CHALLENGE
Set down the whole listing verbatim.

● ● ●

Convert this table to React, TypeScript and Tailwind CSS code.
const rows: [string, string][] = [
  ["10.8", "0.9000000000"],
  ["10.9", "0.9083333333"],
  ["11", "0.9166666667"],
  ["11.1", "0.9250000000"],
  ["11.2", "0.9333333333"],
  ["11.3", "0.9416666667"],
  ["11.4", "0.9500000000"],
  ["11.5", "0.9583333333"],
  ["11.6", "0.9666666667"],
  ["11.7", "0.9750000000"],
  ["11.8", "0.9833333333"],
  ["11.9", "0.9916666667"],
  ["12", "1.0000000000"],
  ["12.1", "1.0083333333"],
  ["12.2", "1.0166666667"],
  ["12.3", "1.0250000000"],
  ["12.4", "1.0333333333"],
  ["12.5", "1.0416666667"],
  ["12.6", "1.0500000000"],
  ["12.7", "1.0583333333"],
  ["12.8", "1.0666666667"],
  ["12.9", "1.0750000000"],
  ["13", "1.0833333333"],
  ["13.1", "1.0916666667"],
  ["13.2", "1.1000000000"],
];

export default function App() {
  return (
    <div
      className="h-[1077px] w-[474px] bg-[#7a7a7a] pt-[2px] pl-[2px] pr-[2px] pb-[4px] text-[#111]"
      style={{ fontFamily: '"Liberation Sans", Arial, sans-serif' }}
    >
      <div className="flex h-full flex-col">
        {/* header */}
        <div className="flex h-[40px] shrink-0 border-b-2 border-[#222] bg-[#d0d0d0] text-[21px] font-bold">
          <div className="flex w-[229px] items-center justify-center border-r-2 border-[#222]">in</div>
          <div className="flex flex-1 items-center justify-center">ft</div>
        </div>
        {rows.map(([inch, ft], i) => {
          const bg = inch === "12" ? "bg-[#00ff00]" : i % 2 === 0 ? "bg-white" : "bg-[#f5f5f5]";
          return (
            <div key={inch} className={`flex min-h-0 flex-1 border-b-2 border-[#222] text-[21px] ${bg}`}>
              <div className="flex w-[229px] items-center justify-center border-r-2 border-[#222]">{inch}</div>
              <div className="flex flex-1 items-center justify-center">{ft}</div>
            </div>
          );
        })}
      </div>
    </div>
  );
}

● ● ●

THE RESPONSE
Convert this table to React, TypeScript and Tailwind CSS code.
const rows: [string, string][] = [
  ["10.8", "0.9000000000"],
  ["10.9", "0.9083333333"],
  ["11", "0.9166666667"],
  ["11.1", "0.9250000000"],
  ["11.2", "0.9333333333"],
  ["11.3", "0.9416666667"],
  ["11.4", "0.9500000000"],
  ["11.5", "0.9583333333"],
  ["11.6", "0.9666666667"],
  ["11.7", "0.9750000000"],
  ["11.8", "0.9833333333"],
  ["11.9", "0.9916666667"],
  ["12", "1.0000000000"],
  ["12.1", "1.0083333333"],
  ["12.2", "1.0166666667"],
  ["12.3", "1.0250000000"],
  ["12.4", "1.0333333333"],
  ["12.5", "1.0416666667"],
  ["12.6", "1.0500000000"],
  ["12.7", "1.0583333333"],
  ["12.8", "1.0666666667"],
  ["12.9", "1.0750000000"],
  ["13", "1.0833333333"],
  ["13.1", "1.0916666667"],
  ["13.2", "1.1000000000"],
];

export default function App() {
  return (
    <div
      className="h-[1077px] w-[474px] bg-[#7a7a7a] pt-[2px] pl-[2px] pr-[2px] pb-[4px] text-[#111]"
      style={{ fontFamily: '"Liberation Sans", Arial, sans-serif' }}
    >
      <div className="flex h-full flex-col">
        {/* header */}
        <div className="flex h-[40px] shrink-0 border-b-2 border-[#222] bg-[#d0d0d0] text-[21px] font-bold">
          <div className="flex w-[229px] items-center justify-center border-r-2 border-[#222]">in</div>
          <div className="flex flex-1 items-center justify-center">ft</div>
        </div>
        {rows.map(([inch, ft], i) => {
          const bg = inch === "12" ? "bg-[#00ff00]" : i % 2 === 0 ? "bg-white" : "bg-[#f5f5f5]";
          return (
            <div key={inch} className={`flex min-h-0 flex-1 border-b-2 border-[#222] text-[21px] ${bg}`}>
              <div className="flex w-[229px] items-center justify-center border-r-2 border-[#222]">{inch}</div>
              <div className="flex flex-1 items-center justify-center">{ft}</div>
            </div>
          );
        })}
      </div>
    </div>
  );
}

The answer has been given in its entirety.